DIRECTION – Report how many lines below contain the word "draws", and give only that number.

DATA FOR THE TASK –
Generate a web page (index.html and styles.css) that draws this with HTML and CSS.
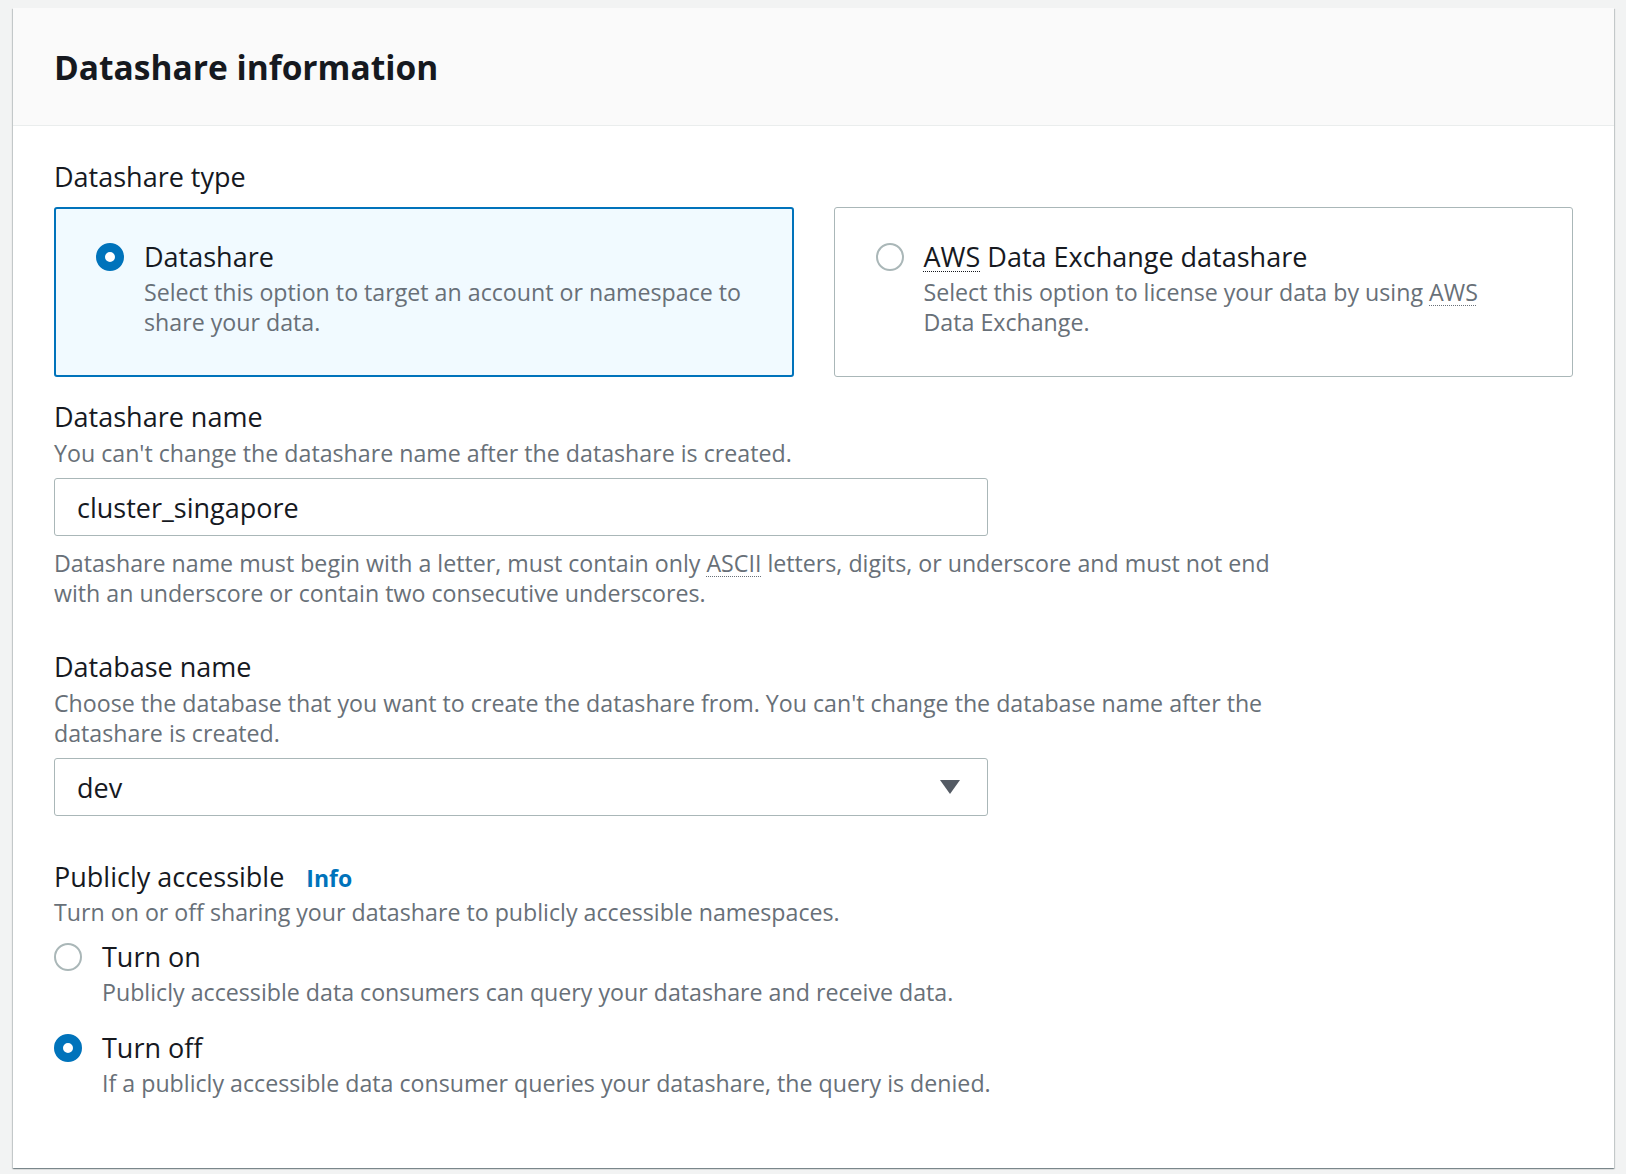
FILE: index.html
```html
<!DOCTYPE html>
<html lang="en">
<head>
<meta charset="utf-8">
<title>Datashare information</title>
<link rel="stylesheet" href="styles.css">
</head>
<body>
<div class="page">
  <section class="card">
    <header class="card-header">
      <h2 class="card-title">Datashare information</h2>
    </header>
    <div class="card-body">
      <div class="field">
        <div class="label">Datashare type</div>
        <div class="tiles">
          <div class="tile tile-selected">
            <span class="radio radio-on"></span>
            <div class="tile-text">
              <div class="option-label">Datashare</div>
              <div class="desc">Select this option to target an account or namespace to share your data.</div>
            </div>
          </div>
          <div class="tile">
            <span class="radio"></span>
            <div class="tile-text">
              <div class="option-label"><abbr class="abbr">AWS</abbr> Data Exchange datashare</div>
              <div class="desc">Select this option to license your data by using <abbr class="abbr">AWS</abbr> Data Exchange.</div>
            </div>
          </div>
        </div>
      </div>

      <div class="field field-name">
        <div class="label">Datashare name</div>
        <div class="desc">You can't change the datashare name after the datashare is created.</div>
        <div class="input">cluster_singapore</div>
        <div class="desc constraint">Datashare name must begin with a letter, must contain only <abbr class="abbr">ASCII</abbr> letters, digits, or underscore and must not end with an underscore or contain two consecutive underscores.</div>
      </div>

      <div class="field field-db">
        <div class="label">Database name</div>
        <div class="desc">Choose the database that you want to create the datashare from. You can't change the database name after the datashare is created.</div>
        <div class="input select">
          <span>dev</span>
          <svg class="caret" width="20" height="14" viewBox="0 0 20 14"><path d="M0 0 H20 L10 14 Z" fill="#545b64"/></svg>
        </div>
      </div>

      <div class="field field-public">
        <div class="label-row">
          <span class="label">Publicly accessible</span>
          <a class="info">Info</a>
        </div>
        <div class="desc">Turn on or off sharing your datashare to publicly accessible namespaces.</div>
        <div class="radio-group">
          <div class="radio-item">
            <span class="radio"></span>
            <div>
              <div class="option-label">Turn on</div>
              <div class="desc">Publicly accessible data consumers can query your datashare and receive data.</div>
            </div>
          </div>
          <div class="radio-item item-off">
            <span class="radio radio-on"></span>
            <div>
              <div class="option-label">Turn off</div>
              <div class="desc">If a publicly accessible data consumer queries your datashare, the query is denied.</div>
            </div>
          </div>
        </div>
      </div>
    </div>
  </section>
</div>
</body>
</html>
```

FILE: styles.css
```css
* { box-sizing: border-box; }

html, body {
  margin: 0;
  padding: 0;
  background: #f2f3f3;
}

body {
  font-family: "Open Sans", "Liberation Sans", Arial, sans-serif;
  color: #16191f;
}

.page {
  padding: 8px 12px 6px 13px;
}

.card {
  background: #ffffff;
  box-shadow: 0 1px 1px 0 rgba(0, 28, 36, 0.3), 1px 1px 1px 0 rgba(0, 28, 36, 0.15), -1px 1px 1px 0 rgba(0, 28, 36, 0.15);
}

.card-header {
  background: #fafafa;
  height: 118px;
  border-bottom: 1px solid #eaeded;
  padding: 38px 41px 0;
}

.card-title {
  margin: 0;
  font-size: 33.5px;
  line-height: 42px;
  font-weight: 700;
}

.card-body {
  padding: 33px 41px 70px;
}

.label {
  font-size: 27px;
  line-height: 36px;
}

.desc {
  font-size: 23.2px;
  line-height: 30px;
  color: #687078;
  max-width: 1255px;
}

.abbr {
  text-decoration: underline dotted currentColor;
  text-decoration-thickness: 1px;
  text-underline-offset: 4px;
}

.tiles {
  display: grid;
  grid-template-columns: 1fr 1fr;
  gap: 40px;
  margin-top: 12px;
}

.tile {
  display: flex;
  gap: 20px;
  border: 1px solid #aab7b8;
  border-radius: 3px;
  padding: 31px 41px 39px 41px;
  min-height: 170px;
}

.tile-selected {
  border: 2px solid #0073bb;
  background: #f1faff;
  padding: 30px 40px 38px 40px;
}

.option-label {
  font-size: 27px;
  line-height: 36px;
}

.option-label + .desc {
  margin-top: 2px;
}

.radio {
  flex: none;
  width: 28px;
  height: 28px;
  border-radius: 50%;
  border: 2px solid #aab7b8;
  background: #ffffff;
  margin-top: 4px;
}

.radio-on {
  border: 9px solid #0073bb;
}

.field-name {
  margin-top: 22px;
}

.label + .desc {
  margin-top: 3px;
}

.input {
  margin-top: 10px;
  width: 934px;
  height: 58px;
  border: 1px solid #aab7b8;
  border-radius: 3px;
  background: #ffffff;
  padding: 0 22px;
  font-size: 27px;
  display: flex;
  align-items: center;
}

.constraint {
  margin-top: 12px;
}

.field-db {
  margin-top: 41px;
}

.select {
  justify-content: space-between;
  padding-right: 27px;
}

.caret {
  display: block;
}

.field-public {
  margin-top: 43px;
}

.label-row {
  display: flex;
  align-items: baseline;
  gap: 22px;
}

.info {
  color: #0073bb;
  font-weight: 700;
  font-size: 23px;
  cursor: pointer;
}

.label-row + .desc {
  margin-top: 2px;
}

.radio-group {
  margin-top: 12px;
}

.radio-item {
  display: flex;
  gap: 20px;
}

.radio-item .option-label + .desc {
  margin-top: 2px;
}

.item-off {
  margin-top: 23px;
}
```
* * *
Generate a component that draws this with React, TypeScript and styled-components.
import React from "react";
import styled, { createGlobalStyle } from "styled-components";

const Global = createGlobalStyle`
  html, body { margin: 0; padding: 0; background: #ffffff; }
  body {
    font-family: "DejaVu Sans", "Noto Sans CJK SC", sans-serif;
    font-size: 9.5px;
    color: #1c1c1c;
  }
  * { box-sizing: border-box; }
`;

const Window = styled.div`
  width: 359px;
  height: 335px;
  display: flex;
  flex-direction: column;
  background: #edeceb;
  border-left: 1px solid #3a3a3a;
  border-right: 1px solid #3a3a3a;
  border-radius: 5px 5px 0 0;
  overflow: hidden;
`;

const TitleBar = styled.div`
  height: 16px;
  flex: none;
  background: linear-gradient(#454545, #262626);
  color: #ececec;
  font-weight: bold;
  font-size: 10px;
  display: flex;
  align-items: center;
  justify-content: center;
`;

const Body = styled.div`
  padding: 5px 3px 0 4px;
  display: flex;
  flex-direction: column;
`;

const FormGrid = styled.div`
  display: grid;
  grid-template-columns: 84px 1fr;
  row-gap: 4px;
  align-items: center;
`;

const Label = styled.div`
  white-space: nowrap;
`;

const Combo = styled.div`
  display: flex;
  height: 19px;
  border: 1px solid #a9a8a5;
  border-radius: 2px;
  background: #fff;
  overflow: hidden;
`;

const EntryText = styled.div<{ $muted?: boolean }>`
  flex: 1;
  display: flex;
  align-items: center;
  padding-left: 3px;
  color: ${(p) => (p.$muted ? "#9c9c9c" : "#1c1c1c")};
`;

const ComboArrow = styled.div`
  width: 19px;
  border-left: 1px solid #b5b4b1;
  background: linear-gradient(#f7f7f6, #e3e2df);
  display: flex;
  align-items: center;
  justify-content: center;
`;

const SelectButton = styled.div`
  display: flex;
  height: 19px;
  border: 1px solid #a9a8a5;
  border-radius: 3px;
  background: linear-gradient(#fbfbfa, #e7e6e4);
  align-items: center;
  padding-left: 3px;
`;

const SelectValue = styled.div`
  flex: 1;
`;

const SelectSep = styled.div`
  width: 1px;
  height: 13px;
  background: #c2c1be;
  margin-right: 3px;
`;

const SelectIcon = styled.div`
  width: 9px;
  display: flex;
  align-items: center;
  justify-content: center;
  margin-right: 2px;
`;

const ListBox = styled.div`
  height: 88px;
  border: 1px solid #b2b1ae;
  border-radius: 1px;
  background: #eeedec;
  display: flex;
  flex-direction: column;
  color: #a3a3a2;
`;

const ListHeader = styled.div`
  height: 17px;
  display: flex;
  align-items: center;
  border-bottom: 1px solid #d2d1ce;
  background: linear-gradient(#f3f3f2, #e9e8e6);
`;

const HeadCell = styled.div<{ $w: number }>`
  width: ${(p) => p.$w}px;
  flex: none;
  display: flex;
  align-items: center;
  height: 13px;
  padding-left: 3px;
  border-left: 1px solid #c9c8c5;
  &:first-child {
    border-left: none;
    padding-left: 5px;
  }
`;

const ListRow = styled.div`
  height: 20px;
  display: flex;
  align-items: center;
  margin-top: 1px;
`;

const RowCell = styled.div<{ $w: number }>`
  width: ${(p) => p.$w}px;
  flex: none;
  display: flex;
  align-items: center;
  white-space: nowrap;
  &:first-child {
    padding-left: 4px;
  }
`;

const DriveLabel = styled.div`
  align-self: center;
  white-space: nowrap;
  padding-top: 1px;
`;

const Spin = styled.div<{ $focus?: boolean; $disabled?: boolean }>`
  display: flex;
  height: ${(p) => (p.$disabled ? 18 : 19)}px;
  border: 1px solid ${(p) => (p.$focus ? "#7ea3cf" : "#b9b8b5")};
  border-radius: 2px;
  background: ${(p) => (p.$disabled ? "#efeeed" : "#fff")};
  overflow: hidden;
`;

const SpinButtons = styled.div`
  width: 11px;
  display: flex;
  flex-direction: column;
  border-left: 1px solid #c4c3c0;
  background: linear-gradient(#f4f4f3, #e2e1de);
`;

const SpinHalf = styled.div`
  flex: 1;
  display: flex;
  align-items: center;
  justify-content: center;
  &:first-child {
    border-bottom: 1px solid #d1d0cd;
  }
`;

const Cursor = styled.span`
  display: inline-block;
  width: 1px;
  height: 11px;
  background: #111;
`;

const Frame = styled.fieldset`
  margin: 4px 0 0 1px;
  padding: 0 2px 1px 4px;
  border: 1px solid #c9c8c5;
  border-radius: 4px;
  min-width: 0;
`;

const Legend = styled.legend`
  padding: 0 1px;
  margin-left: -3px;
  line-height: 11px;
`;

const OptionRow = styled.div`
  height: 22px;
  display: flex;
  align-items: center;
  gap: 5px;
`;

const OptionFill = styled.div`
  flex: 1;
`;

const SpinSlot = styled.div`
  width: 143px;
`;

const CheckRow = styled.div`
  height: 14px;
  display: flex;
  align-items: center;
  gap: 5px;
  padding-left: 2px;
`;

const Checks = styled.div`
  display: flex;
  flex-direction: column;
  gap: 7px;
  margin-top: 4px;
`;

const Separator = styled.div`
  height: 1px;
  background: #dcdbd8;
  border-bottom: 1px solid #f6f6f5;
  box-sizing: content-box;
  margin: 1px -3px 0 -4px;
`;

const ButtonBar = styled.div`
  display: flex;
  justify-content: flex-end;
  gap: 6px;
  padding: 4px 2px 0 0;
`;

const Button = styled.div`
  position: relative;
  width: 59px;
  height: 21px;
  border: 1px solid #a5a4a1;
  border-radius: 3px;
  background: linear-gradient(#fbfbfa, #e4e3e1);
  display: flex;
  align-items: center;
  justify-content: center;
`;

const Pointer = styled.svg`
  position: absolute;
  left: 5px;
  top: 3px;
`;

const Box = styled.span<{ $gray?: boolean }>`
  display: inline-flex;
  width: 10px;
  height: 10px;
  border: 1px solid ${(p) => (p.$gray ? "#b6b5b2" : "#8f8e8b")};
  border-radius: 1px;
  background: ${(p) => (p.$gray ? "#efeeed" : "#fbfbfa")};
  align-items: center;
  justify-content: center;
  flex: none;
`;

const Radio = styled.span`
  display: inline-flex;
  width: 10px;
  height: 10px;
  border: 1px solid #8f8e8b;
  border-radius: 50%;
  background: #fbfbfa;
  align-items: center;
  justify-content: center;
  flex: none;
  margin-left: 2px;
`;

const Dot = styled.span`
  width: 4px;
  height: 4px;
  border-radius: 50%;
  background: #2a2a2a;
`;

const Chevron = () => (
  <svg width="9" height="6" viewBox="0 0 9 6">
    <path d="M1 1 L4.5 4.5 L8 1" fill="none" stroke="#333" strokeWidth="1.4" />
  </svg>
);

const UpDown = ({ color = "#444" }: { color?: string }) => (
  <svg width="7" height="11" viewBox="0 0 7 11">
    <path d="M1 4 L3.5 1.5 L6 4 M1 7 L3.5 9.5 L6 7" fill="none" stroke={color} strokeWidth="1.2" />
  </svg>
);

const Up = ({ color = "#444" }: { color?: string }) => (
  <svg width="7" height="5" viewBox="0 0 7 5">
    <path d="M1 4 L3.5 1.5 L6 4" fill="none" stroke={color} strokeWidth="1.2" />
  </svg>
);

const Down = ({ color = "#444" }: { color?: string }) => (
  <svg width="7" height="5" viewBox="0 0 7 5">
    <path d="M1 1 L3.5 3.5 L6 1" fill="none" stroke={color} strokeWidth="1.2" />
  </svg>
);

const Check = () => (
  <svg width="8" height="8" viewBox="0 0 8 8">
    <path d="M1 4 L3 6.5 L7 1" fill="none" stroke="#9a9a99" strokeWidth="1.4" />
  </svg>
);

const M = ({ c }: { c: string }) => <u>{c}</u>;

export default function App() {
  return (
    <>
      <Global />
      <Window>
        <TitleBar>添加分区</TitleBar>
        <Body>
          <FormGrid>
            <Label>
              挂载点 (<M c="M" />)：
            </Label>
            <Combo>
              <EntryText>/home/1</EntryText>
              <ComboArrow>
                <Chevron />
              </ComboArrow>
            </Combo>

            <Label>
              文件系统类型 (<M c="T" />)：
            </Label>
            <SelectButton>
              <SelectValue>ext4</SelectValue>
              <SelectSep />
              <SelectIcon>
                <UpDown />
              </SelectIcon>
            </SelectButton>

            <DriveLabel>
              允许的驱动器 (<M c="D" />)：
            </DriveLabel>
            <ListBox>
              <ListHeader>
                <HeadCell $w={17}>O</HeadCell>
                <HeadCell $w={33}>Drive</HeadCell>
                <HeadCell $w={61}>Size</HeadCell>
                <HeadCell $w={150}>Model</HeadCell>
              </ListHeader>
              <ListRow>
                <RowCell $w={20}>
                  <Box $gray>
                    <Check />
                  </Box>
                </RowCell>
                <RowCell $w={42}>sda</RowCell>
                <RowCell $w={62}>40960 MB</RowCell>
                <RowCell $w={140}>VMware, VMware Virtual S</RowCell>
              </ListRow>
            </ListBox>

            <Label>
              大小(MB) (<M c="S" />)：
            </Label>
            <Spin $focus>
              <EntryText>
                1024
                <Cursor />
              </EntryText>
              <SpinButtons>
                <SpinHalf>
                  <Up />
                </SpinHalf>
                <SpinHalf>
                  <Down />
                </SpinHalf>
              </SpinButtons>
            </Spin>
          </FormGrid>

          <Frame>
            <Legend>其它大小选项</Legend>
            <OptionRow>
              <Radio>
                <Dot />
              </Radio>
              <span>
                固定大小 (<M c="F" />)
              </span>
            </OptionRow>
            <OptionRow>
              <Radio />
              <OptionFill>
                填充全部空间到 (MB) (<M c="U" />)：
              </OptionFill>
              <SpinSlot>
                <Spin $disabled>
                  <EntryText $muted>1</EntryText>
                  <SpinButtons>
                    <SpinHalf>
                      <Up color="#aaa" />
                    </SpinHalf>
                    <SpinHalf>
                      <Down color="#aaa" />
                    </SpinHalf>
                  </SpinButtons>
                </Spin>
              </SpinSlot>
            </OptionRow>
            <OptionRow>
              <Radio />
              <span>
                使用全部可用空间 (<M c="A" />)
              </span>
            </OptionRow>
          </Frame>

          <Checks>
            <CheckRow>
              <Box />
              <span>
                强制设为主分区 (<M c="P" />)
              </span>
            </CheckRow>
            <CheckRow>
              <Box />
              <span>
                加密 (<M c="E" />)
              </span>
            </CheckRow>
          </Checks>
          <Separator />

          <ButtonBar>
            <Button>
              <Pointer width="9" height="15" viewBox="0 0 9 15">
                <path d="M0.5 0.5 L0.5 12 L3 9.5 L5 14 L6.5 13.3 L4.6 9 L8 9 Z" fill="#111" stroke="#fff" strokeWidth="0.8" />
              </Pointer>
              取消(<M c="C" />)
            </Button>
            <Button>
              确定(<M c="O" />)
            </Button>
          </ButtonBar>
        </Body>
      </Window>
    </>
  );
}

TASK RESPONSE – 2